Australian rules footballer, born 1981

Jeremy Clayton (born 9 February 1981) is a professional Australian rules footballer who played for the North Melbourne Football Club in the Australian Football League before enjoying great success in the South Australian National Football League (SANFL) with the Port Adelaide Magpies, winning the Magarey Medal for the best and fairest in the SANFL in 2005.

Clayton was originally from Warracknabeal, Victoria and originally signed to play with SANFL club Woodville-West Torrens when he was rookie-listed by North Melbourne in 2002.
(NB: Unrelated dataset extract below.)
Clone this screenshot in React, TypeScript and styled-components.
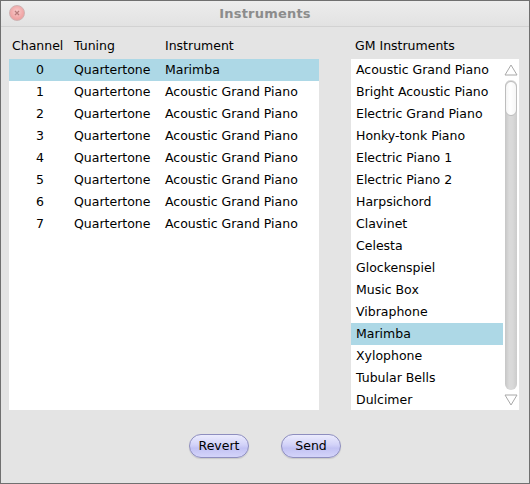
import React from "react";
import styled, { createGlobalStyle } from "styled-components";

const Global = createGlobalStyle`
  html, body { margin: 0; padding: 0; background: #e4e4e4; }
  body { font-family: "DejaVu Sans", "Liberation Sans", sans-serif; }
`;

const Window = styled.div`
  width: 530px;
  height: 484px;
  box-sizing: border-box;
  border: 1px solid #707070;
  background: #e4e4e4;
  display: flex;
  flex-direction: column;
  font-size: 12.5px;
  color: #000;
`;

const TitleBar = styled.div`
  position: relative;
  height: 26px;
  flex: none;
  box-sizing: border-box;
  padding-bottom: 1px;
  background: linear-gradient(#ededed, #e2e2e2);
  border-bottom: 1px solid #d2d2d2;
  display: flex;
  align-items: center;
  justify-content: center;
`;

const Title = styled.div`
  font-weight: bold;
  font-size: 13px;
  color: #8c8c8c;
  letter-spacing: 0.2px;
`;

const CloseButton = styled.div`
  position: absolute;
  left: 8px;
  top: 4px;
  width: 16px;
  height: 16px;
  border-radius: 50%;
  box-sizing: border-box;
  border: 1px solid #cfb2b2;
  background: radial-gradient(circle at 50% 40%, #f8cccc 0%, #f0a6a6 60%, #e69a9a 100%);
  display: flex;
  align-items: center;
  justify-content: center;
`;

const Body = styled.div`
  flex: 1;
  display: flex;
  flex-direction: column;
`;

const Panels = styled.div`
  display: flex;
  padding: 0 9px 0 8px;
  gap: 32px;
`;

const LeftPanel = styled.div`
  width: 310px;
  display: flex;
  flex-direction: column;
`;

const RightPanel = styled.div`
  width: 168px;
  display: flex;
  flex-direction: column;
`;

const cols = "62px 91px 1fr";

const HeaderRow = styled.div`
  display: grid;
  grid-template-columns: ${cols};
  height: 32px;
  box-sizing: border-box;
  padding-top: 11px;
  line-height: 16px;
`;

const HeaderCell = styled.div`
  padding-left: 3px;
  white-space: nowrap;
`;

const TableArea = styled.div`
  height: 351px;
  background: #fff;
`;

const Row = styled.div<{ $selected?: boolean }>`
  display: grid;
  grid-template-columns: ${cols};
  height: 22px;
  line-height: 21px;
  background: ${(p) => (p.$selected ? "#add8e6" : "transparent")};
`;

const Cell = styled.div<{ $center?: boolean }>`
  padding-left: ${(p) => (p.$center ? "0" : "3px")};
  text-align: ${(p) => (p.$center ? "center" : "left")};
  white-space: nowrap;
  overflow: hidden;
`;

const ListHeader = styled.div`
  height: 32px;
  box-sizing: border-box;
  padding: 11px 0 0 4px;
  line-height: 16px;
`;

const ListArea = styled.div`
  height: 351px;
  background: #fff;
  display: flex;
`;

const Items = styled.div`
  width: 152px;
  overflow: hidden;
`;

const Item = styled.div<{ $selected?: boolean }>`
  height: 22px;
  line-height: 21px;
  padding-left: 5px;
  white-space: nowrap;
  background: ${(p) => (p.$selected ? "#add8e6" : "transparent")};
`;

const ScrollBar = styled.div`
  width: 16px;
  display: flex;
  flex-direction: column;
  align-items: center;
`;

const ArrowBox = styled.div<{ $h: number }>`
  height: ${(p) => p.$h}px;
  display: flex;
  align-items: center;
  justify-content: center;
  width: 16px;
`;

const Track = styled.div`
  width: 12px;
  height: 310px;
  border-radius: 6px;
  background: linear-gradient(90deg, #c6c6c6 0%, #dadada 35%, #d8d8d8 65%, #cbcbcb 100%);
  position: relative;
`;

const Thumb = styled.div`
  position: absolute;
  left: 0;
  top: 1px;
  width: 12px;
  height: 35px;
  box-sizing: border-box;
  border-radius: 6px;
  border: 1px solid #bdbdbd;
  background: linear-gradient(90deg, #f4f4f4 0%, #ffffff 40%, #f6f6f6 100%);
`;

const Footer = styled.div`
  display: flex;
  justify-content: center;
  gap: 32px;
  padding-top: 24px;
`;

const PillButton = styled.button`
  width: 60px;
  height: 24px;
  box-sizing: border-box;
  border-radius: 12px;
  border: 1px solid #8e8ebf;
  background: linear-gradient(#ececfd 0%, #d2d2f8 45%, #c2c2f3 60%, #d4d4fa 100%);
  font-family: "DejaVu Sans", "Liberation Sans", sans-serif;
  font-size: 12.5px;
  line-height: 20px;
  color: #000;
  padding: 0;
  box-shadow: 0 1px 1px rgba(0, 0, 0, 0.12);
`;

const channels = [
  { ch: 0, instrument: "Marimba" },
  ...Array.from({ length: 7 }, (_, i) => ({ ch: i + 1, instrument: "Acoustic Grand Piano" })),
];

const gm = [
  "Acoustic Grand Piano",
  "Bright Acoustic Piano",
  "Electric Grand Piano",
  "Honky-tonk Piano",
  "Electric Piano 1",
  "Electric Piano 2",
  "Harpsichord",
  "Clavinet",
  "Celesta",
  "Glockenspiel",
  "Music Box",
  "Vibraphone",
  "Marimba",
  "Xylophone",
  "Tubular Bells",
  "Dulcimer",
];

export default function App() {
  return (
    <>
      <Global />
      <Window>
        <TitleBar>
          <CloseButton>
            <svg width="6" height="6" viewBox="0 0 6 6">
              <path d="M1 1L5 5M5 1L1 5" stroke="#b77a7a" strokeWidth="1.3" />
            </svg>
          </CloseButton>
          <Title>Instruments</Title>
        </TitleBar>
        <Body>
          <Panels>
            <LeftPanel>
              <HeaderRow>
                <HeaderCell>Channel</HeaderCell>
                <HeaderCell>Tuning</HeaderCell>
                <HeaderCell>Instrument</HeaderCell>
              </HeaderRow>
              <TableArea>
                {channels.map((c) => (
                  <Row key={c.ch} $selected={c.ch === 0}>
                    <Cell $center>{c.ch}</Cell>
                    <Cell>Quartertone</Cell>
                    <Cell>{c.instrument}</Cell>
                  </Row>
                ))}
              </TableArea>
            </LeftPanel>
            <RightPanel>
              <ListHeader>GM Instruments</ListHeader>
              <ListArea>
                <Items>
                  {gm.map((g) => (
                    <Item key={g} $selected={g === "Marimba"}>
                      {g}
                    </Item>
                  ))}
                </Items>
                <ScrollBar>
                  <ArrowBox $h={21}>
                    <svg width="14" height="12" viewBox="0 0 14 12">
                      <path d="M7 1L13 11H1Z" fill="#fff" stroke="#a8a8a8" strokeWidth="1" />
                    </svg>
                  </ArrowBox>
                  <Track>
                    <Thumb />
                  </Track>
                  <ArrowBox $h={20}>
                    <svg width="14" height="12" viewBox="0 0 14 12">
                      <path d="M1 1H13L7 11Z" fill="#fff" stroke="#a8a8a8" strokeWidth="1" />
                    </svg>
                  </ArrowBox>
                </ScrollBar>
              </ListArea>
            </RightPanel>
          </Panels>
          <Footer>
            <PillButton>Revert</PillButton>
            <PillButton>Send</PillButton>
          </Footer>
        </Body>
      </Window>
    </>
  );
}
Clayton played eight games for North Melbourne between 2003 and 2004, while also representing North's Victorian Football League (VFL) feeder club Port Melbourne. At Port Melbourne, he polled the most votes for the 2003 J. J. Liston Trophy, but was ineligible for the award due to a suspension during the year.
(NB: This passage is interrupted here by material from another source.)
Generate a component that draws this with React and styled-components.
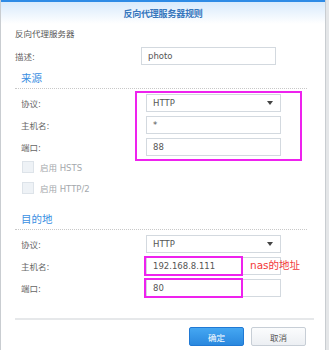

After his delisting by North Melbourne, Clayton moved to Port Adelaide Magpies in the SANFL. He won the Magarey Medal in his first SANFL season in 2005, receiving the medal while in hospital after injuring his spleen during the finals series. AFL club Richmond approached Clayton at the end of 2005 with a view to drafting him at the 2005 AFL draft but Clayton preferred to remain at Port Adelaide. He went on to win four consecutive Best and Fairest Awards for Port Adelaide from 2005 to 2008. Clayton suffered a season ending knee reconstruction and retired from football at the end of the 2012 SANFL season, with 125 games for Port Adelaide to his name.